Back at Ringland's round-table discussion, all four participants who do not have Irish passports would have no problem applying for one if travel in the EU were to become restrictive. McNally, who is originally from Co Kildare, already has an Irish passport. He describes himself as a "mellow blend" of Northern Irish-Irish but not a unionist.

“I don’t know why we need tags. We have moved between these identities and we are very relaxed about it.”

Angry Serb

Explaining the complex composite identities of Northern Ireland, Ringland recalls a cycling holiday to Serbia with Stewart. They encountered an angry Serb who quizzed them on their nationality. He asked whether they were British and said he hoped they were not because the British had bombed his country.

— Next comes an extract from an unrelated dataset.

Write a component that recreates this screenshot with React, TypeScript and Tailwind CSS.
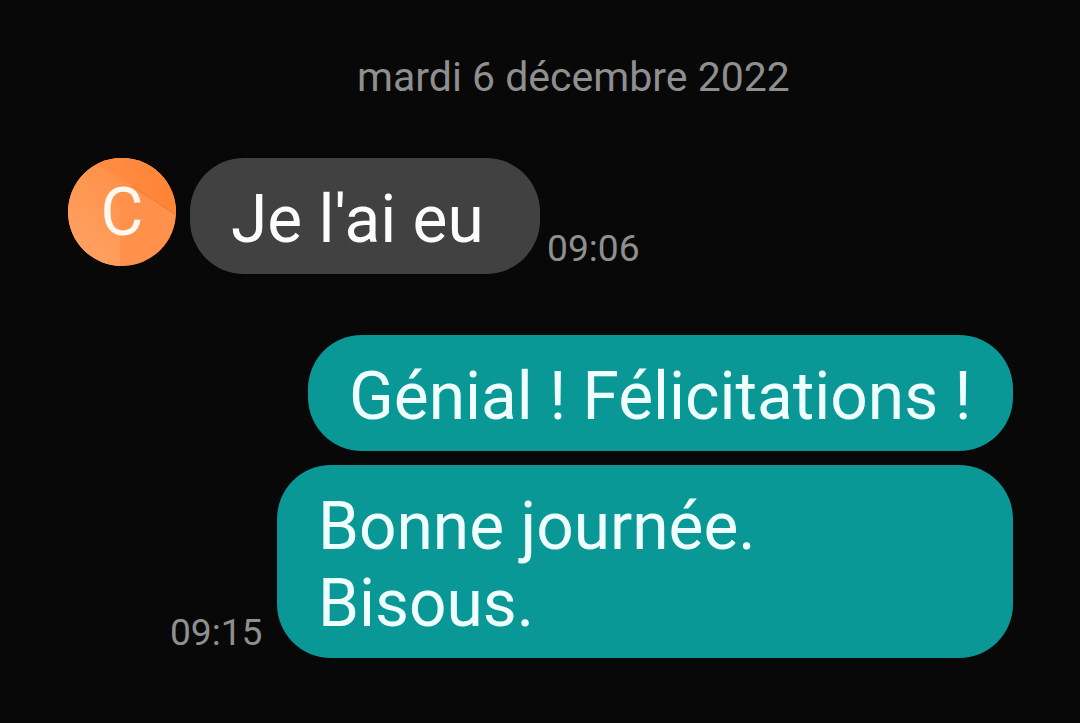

“Suddenly we all declared how Irish we were,” says Ringland, laughing.

He believes that Northern Ireland’s future is in blurring the lines around identity that Brexit has inadvertently redrawn.

“Belfast is as British as Finchley but it is not as English and it is as Irish as Cork but it is not as Irish-Irish,” he says.

“The key to the future is more inclusive identities. Certainly, a British identity is Scottish, Welsh and Irish and a multitude of other nationalities.”

Ringland sees sport, along with the all-island structure and diverse make-up of Ireland’s rugby team, something he has first-team experience of, as a template that can help unite people.

“That is where we need to be in Ireland pre-Brexit, not looking at Brexit but just looking at relationships,” he said. “It is a feast of identities that we can have at different times.”

* This article was amended on Decembr 3rd to state that Jeremy Stewart voted Leave. An earlier version incorrectly stated he had voted Remain in the Brexit referendum.